───── Given material

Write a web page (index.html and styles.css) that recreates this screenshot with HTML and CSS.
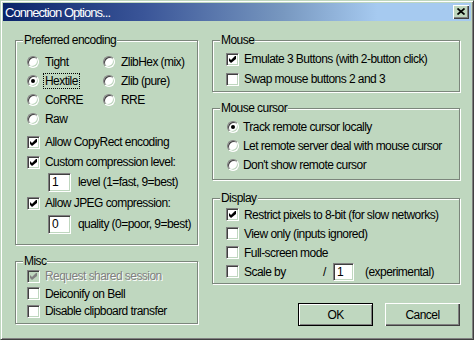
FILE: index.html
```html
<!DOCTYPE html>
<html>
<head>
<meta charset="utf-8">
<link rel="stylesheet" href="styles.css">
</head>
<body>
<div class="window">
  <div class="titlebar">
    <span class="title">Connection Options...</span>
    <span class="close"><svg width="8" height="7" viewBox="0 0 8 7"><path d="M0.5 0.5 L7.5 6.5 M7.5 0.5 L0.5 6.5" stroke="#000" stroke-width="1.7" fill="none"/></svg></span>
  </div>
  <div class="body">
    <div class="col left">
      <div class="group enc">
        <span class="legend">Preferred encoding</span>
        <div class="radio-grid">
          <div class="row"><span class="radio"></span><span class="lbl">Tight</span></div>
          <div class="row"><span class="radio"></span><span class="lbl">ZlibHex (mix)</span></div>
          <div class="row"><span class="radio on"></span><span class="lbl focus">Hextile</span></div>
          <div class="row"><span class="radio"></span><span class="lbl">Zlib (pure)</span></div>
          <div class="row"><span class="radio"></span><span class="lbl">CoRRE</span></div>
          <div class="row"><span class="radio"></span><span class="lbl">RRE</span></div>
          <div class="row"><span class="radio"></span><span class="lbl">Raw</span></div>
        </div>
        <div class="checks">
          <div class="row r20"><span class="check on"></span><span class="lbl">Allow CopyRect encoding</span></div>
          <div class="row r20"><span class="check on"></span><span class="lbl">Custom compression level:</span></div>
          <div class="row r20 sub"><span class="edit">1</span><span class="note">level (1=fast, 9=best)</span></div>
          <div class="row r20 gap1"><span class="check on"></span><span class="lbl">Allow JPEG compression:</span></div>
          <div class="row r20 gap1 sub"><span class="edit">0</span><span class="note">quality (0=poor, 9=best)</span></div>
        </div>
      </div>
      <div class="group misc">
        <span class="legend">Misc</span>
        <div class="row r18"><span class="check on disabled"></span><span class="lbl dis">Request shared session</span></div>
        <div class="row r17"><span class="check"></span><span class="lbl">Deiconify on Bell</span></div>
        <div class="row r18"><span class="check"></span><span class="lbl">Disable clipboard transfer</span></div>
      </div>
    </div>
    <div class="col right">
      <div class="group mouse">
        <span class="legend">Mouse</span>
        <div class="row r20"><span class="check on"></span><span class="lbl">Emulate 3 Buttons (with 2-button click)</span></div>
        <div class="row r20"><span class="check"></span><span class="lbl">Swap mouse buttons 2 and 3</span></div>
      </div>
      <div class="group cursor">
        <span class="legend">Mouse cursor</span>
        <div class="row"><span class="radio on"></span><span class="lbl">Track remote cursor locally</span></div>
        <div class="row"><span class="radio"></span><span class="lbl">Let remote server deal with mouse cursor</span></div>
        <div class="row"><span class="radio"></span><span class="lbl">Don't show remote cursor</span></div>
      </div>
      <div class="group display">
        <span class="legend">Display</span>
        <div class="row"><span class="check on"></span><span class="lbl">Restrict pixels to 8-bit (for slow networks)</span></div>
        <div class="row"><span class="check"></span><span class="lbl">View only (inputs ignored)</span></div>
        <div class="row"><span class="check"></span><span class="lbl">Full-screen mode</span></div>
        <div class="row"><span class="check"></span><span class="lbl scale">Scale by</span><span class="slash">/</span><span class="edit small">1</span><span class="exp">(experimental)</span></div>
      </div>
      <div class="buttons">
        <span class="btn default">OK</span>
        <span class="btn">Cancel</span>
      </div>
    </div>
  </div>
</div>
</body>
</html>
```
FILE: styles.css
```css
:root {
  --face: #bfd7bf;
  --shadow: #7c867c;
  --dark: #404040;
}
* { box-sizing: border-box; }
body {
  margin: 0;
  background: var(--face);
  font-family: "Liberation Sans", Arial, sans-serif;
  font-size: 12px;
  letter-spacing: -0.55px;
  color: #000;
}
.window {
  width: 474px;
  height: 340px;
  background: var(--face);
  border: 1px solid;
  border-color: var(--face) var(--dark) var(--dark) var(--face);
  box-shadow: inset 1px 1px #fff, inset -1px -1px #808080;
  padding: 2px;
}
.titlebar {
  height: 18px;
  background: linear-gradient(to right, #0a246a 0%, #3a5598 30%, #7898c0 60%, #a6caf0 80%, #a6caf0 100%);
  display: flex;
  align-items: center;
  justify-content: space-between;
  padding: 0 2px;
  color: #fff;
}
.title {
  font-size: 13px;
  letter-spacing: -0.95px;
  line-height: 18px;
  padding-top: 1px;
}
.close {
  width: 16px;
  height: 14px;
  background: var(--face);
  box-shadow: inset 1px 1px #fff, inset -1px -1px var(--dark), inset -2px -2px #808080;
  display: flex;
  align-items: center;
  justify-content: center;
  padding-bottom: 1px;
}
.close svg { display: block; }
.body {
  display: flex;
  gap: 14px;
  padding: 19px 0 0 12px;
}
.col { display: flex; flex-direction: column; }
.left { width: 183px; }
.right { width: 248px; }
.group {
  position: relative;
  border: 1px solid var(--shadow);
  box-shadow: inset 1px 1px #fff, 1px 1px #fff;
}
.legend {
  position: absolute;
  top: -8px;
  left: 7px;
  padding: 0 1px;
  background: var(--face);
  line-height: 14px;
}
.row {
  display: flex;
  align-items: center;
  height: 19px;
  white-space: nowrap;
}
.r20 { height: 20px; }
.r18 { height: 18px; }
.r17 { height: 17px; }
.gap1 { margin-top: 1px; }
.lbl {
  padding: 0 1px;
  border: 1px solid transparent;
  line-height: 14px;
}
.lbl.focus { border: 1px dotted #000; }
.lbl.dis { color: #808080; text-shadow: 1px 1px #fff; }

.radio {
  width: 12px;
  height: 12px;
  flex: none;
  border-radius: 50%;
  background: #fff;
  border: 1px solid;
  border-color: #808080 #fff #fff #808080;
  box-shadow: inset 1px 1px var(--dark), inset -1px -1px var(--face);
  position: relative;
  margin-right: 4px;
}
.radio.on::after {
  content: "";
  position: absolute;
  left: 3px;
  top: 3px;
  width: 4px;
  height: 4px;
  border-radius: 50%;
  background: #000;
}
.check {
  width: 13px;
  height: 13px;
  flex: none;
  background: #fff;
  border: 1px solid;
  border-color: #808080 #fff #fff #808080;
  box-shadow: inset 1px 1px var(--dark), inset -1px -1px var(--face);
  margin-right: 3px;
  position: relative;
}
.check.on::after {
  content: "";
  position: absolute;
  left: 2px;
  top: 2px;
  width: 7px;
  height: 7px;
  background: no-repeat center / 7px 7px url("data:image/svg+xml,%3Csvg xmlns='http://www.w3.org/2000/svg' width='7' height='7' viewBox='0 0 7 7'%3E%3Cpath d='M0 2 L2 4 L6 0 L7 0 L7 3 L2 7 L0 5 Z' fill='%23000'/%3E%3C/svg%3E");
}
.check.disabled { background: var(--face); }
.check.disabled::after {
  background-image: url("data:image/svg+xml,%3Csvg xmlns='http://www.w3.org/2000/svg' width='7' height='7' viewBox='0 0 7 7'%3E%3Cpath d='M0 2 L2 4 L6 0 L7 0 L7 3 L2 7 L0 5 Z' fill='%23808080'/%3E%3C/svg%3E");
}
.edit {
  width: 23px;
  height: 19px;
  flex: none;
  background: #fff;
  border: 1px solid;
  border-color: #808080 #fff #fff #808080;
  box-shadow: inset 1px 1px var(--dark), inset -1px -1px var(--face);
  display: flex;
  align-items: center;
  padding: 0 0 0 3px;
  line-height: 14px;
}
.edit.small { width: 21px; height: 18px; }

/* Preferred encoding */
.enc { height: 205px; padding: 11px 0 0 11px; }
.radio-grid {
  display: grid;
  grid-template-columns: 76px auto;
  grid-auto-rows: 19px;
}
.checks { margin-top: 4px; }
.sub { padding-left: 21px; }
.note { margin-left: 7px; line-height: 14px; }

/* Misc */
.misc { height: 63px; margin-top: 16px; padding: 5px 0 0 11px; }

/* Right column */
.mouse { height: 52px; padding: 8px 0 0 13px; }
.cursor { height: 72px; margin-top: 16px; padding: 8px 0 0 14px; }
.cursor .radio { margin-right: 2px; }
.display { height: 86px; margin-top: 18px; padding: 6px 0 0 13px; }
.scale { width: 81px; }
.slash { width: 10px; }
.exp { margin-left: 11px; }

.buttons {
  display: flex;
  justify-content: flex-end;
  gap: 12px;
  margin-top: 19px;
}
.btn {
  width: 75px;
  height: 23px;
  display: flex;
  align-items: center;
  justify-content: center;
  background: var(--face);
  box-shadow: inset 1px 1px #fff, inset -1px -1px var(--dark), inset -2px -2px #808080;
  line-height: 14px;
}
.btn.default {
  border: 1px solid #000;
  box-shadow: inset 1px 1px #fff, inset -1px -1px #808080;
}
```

──────────

◆ Problem description
Look above for lines with the word "index" and copy them all.

◆ Task solution
Write a web page (index.html and styles.css) that recreates this screenshot with HTML and CSS.
FILE: index.html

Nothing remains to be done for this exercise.